Published On: Fri, Feb 17th, 2023

Recent Match Report – Australia vs India 2nd Test 2022/23

India 21 for 0 (Rohit 13*, Rahul 4*) trail Australia 263 (Khawaja 82, Handscomb 72*, Shami 4-60, Ashwin 3-57, Jadeja 3-68) by 242 runs

In one of the only two Tests India have lost at home in the last 10 years, Australia won the toss on a turning track and posted 261 in Pune in 2016-17. They batted with similar urgency after winning the toss on a Delhi pitch where they played just one seamer, and managed to get to 263.
Australia will be hoping the similarities endure even though the black-soil track of Delhi got better to bat on as the day progressed. The pitch started off with more turn than Nagpur had on day one and also more bounce than is usual in Delhi, but batting looked easier as the day progressed.
R Ashwin looked the most threatening bowler, operating over two long spells for to pick up 3 for 57 in 21 overs, including the wickets of Marnus Labuschagne and Steven Smith in the same over moments before lunch. Mohammed Shami bowled attacking lines and lengths, which showed in his economy rate of over four, but he also produced four wickets. It wasn’t the best of days for Ravindra Jadeja, who went at 3.23 an over and conceded boundaries regularly off the back foot, was still good enough to take three wickets.
Usman Khawaja and Peter Handscomb were the standout batters for Australia. When India were at their most threatening with Ashwin and Mohammed Siraj bowling in tandem in the first session, Khawaja went reverse-sweeping and sweeping to make sure they denied the bowlers a stationary target. It worked perfectly for Khawaja, even resulting in a deep fielder just for the reverse-sweep, until a well-timed reverse-sweep ended in a blinder of a catch for KL Rahul at cover-point. The opener was 19 short of a hundred.

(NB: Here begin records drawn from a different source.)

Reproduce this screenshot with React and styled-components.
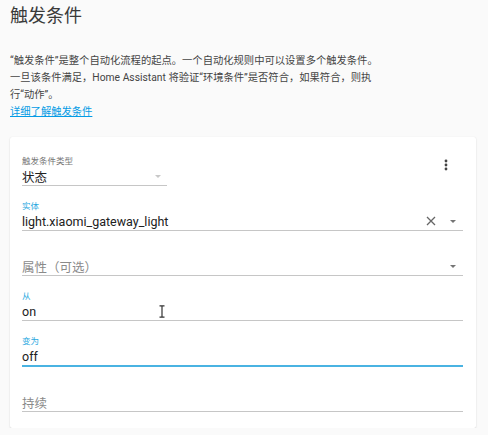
import React from "react";
import styled, { createGlobalStyle } from "styled-components";

const GlobalStyle = createGlobalStyle`
    body {
        margin: 0;
        background-color: #fafafa;
        font-family: Roboto, "Noto Sans CJK SC", sans-serif;
        color: #212121;
    }
`

const Page = styled.div`
    padding: 4px 12px 0 10px;
`

const Title = styled.h1`
    margin: 0;
    font-size: 18px;
    line-height: 24px;
    font-weight: 400;
    color: #3a3a3a;
`

const Intro = styled.p`
    margin: 24px 0 0;
    font-size: 10.3px;
    line-height: 17px;
    color: #444;
`

const Link = styled.a`
    color: #039be5;
    text-decoration: underline;
`

const Card = styled.div`
    margin-top: 17px;
    background: #fff;
    border-radius: 2px;
    box-shadow: 0 1px 2px rgba(0, 0, 0, 0.12), 0 0 1px rgba(0, 0, 0, 0.1);
    padding: 19px 13px 16px 12px;
    display: flex;
    flex-direction: column;
    gap: 15px;
    position: relative;
`

const TopRow = styled.div`
    display: flex;
    justify-content: space-between;
    align-items: flex-start;
`

const Field = styled.div`
    width: ${p => p.width || "auto"};
    display: flex;
    flex-direction: column;
`

const Label = styled.div`
    height: 11px;
    font-size: 8.5px;
    line-height: 11px;
    color: ${p => p.focused ? "#29a8e0" : "#757575"};
`

const Control = styled.div`
    height: 18px;
    display: flex;
    align-items: center;
    border-bottom: ${p => p.focused ? "2px solid #4ab3e2" : "1px solid #c6c6c6"};
`

const Value = styled.span`
    flex: 1;
    font-size: 12.5px;
    color: ${p => p.placeholder ? "#8a8a8a" : "#212121"};
`

const Arrow = styled.span`
    width: 0;
    height: 0;
    border-left: 3.5px solid transparent;
    border-right: 3.5px solid transparent;
    border-top: 3.5px solid ${p => p.light ? "#c8c8c8" : "#757575"};
    margin: 0 ${p => p.right || 6}px 0 ${p => p.left || 6}px;
`

const IconButton = styled.div`
    width: 34px;
    height: 18px;
    display: flex;
    align-items: center;
    justify-content: center;
    color: #444;
`

const Cursor = styled.svg`
    position: absolute;
    left: 149px;
    top: 168px;
`

const Dots = () => (
    <svg width="4" height="12" viewBox="0 0 4 12">
        <circle cx="2" cy="2" r="1.4" fill="currentColor" />
        <circle cx="2" cy="6" r="1.4" fill="currentColor" />
        <circle cx="2" cy="10" r="1.4" fill="currentColor" />
    </svg>
)

const Clear = () => (
    <svg width="10" height="10" viewBox="0 0 10 10">
        <path d="M1 1 L9 9 M9 1 L1 9" stroke="#666" strokeWidth="1.3" />
    </svg>
)

const App = () => {
    return (
        <Page>
            <GlobalStyle />
            <Title>触发条件</Title>
            <Intro>
                “触发条件”是整个自动化流程的起点。一个自动化规则中可以设置多个触发条件。<br />
                一旦该条件满足，Home Assistant 将验证“环境条件”是否符合，如果符合，则执<br />
                行“动作”。<br />
                <Link href="#">详细了解触发条件</Link>
            </Intro>

            <Card>
                <TopRow>
                    <Field width="145px">
                        <Label>触发条件类型</Label>
                        <Control>
                            <Value>状态</Value>
                            <Arrow light right={6} />
                        </Control>
                    </Field>
                    <IconButton><Dots /></IconButton>
                </TopRow>

                <Field>
                    <Label focused>实体</Label>
                    <Control>
                        <Value>light.xiaomi_gateway_light</Value>
                        <Clear />
                        <Arrow right={7} left={14} />
                    </Control>
                </Field>

                <Field>
                    <Label />
                    <Control>
                        <Value placeholder>属性（可选）</Value>
                        <Arrow right={7} />
                    </Control>
                </Field>

                <Field>
                    <Label focused>从</Label>
                    <Control>
                        <Value>on</Value>
                    </Control>
                </Field>

                <Field>
                    <Label focused>变为</Label>
                    <Control focused>
                        <Value>off</Value>
                    </Control>
                </Field>

                <Field>
                    <Label />
                    <Control>
                        <Value placeholder>持续</Value>
                    </Control>
                </Field>

                <Cursor width="6" height="13" viewBox="0 0 6 13">
                    <path d="M0.5 0.8 H5.5 M3 0.8 V12.2 M0.5 12.2 H5.5" stroke="#333" strokeWidth="1.2" fill="none" />
                </Cursor>
            </Card>
        </Page>
    )
}

export default App;
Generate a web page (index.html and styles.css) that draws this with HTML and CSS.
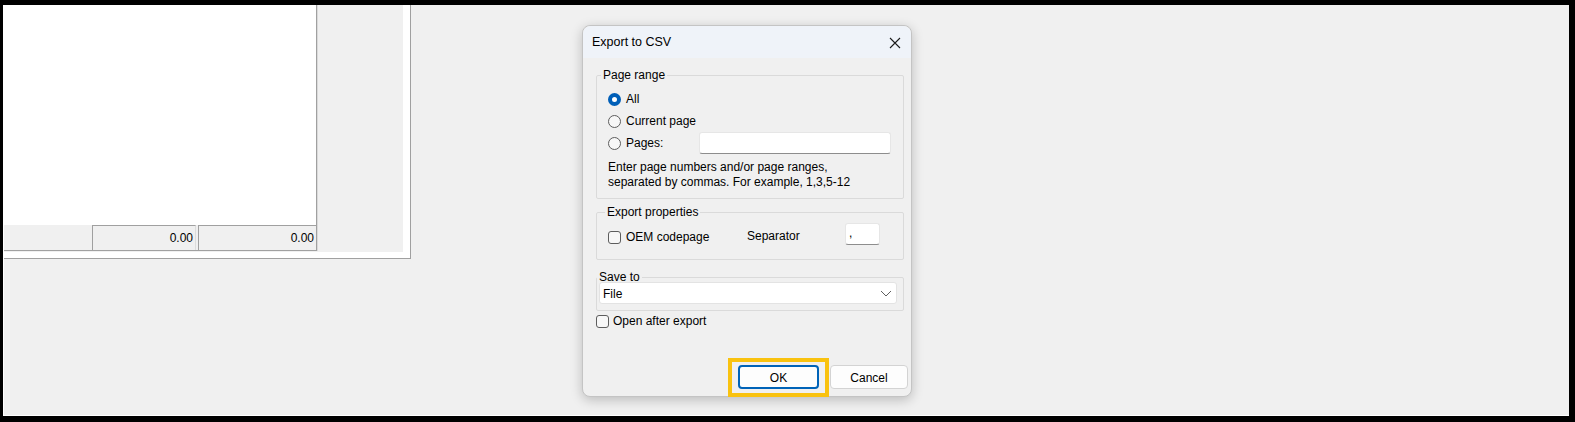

Handscomb was more orthodox and assured, trusting his defence, waiting for the loose ball and, on occasion, creating back-foot shots. When Khawaja and Handscomb added 59 for the fifth wicket in the middle session, Australia looked the most in control they have been all series. However, they also suffered three double blows: losing Labuschagne and Smith on 91, then Khawaja and Alex Carey on 167 and 168, and Pat Cummins and Todd Murphy on 227. Handscomb stayed unbeaten on 72, adding 19 and 17 for the ninth and 10th wickets.

Coming into the most difficult assignment in cricket – a Test series in India – you want all your resources, but Australia still didn’t have Mitchell Starc, Josh Hazlewood and Cameron Green available. The absence of Green possibly resulted in one more Test for David Warner, who copped a blow on the hand and on the helmet, spent half an hour without a run and with a nick off Shami, he now has the worst average for those who has opened in at least 10 Tests in India.

Australia still added 50 for the first wicket even as Warner looked out of sorts thanks to Khawaja’s aggressive intent. When Khawaja and Labuschagne got together, they even began to target the bowlers.